* _What you should do_: Copy out the listing exactly.

* _Stored data_:
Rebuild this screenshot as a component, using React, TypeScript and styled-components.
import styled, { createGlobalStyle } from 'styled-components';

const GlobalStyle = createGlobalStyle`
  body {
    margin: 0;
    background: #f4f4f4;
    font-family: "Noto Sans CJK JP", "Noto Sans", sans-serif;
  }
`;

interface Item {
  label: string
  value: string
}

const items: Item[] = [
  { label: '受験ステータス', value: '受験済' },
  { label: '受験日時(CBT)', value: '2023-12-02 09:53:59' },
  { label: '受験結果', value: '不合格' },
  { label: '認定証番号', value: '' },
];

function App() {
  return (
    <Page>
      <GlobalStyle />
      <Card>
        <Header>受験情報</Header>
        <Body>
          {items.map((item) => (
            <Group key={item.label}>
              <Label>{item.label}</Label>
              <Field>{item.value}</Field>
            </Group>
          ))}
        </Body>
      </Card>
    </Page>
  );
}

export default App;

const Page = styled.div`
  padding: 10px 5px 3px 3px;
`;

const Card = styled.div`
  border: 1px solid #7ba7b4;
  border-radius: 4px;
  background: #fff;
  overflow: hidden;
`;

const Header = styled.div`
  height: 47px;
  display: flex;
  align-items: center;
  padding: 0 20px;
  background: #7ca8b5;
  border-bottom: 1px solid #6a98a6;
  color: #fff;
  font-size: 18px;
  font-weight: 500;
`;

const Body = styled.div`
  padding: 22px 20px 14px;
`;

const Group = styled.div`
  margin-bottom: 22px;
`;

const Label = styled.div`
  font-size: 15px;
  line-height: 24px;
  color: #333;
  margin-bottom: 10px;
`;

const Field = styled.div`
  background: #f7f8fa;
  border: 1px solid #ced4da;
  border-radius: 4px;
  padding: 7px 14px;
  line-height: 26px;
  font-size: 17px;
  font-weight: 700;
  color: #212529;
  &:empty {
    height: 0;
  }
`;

* _Complete output_:
Rebuild this screenshot as a component, using React, TypeScript and styled-components.
import styled, { createGlobalStyle } from 'styled-components';

const GlobalStyle = createGlobalStyle`
  body {
    margin: 0;
    background: #f4f4f4;
    font-family: "Noto Sans CJK JP", "Noto Sans", sans-serif;
  }
`;

interface Item {
  label: string
  value: string
}

const items: Item[] = [
  { label: '受験ステータス', value: '受験済' },
  { label: '受験日時(CBT)', value: '2023-12-02 09:53:59' },
  { label: '受験結果', value: '不合格' },
  { label: '認定証番号', value: '' },
];

function App() {
  return (
    <Page>
      <GlobalStyle />
      <Card>
        <Header>受験情報</Header>
        <Body>
          {items.map((item) => (
            <Group key={item.label}>
              <Label>{item.label}</Label>
              <Field>{item.value}</Field>
            </Group>
          ))}
        </Body>
      </Card>
    </Page>
  );
}

export default App;

const Page = styled.div`
  padding: 10px 5px 3px 3px;
`;

const Card = styled.div`
  border: 1px solid #7ba7b4;
  border-radius: 4px;
  background: #fff;
  overflow: hidden;
`;

const Header = styled.div`
  height: 47px;
  display: flex;
  align-items: center;
  padding: 0 20px;
  background: #7ca8b5;
  border-bottom: 1px solid #6a98a6;
  color: #fff;
  font-size: 18px;
  font-weight: 500;
`;

const Body = styled.div`
  padding: 22px 20px 14px;
`;

const Group = styled.div`
  margin-bottom: 22px;
`;

const Label = styled.div`
  font-size: 15px;
  line-height: 24px;
  color: #333;
  margin-bottom: 10px;
`;

const Field = styled.div`
  background: #f7f8fa;
  border: 1px solid #ced4da;
  border-radius: 4px;
  padding: 7px 14px;
  line-height: 26px;
  font-size: 17px;
  font-weight: 700;
  color: #212529;
  &:empty {
    height: 0;
  }
`;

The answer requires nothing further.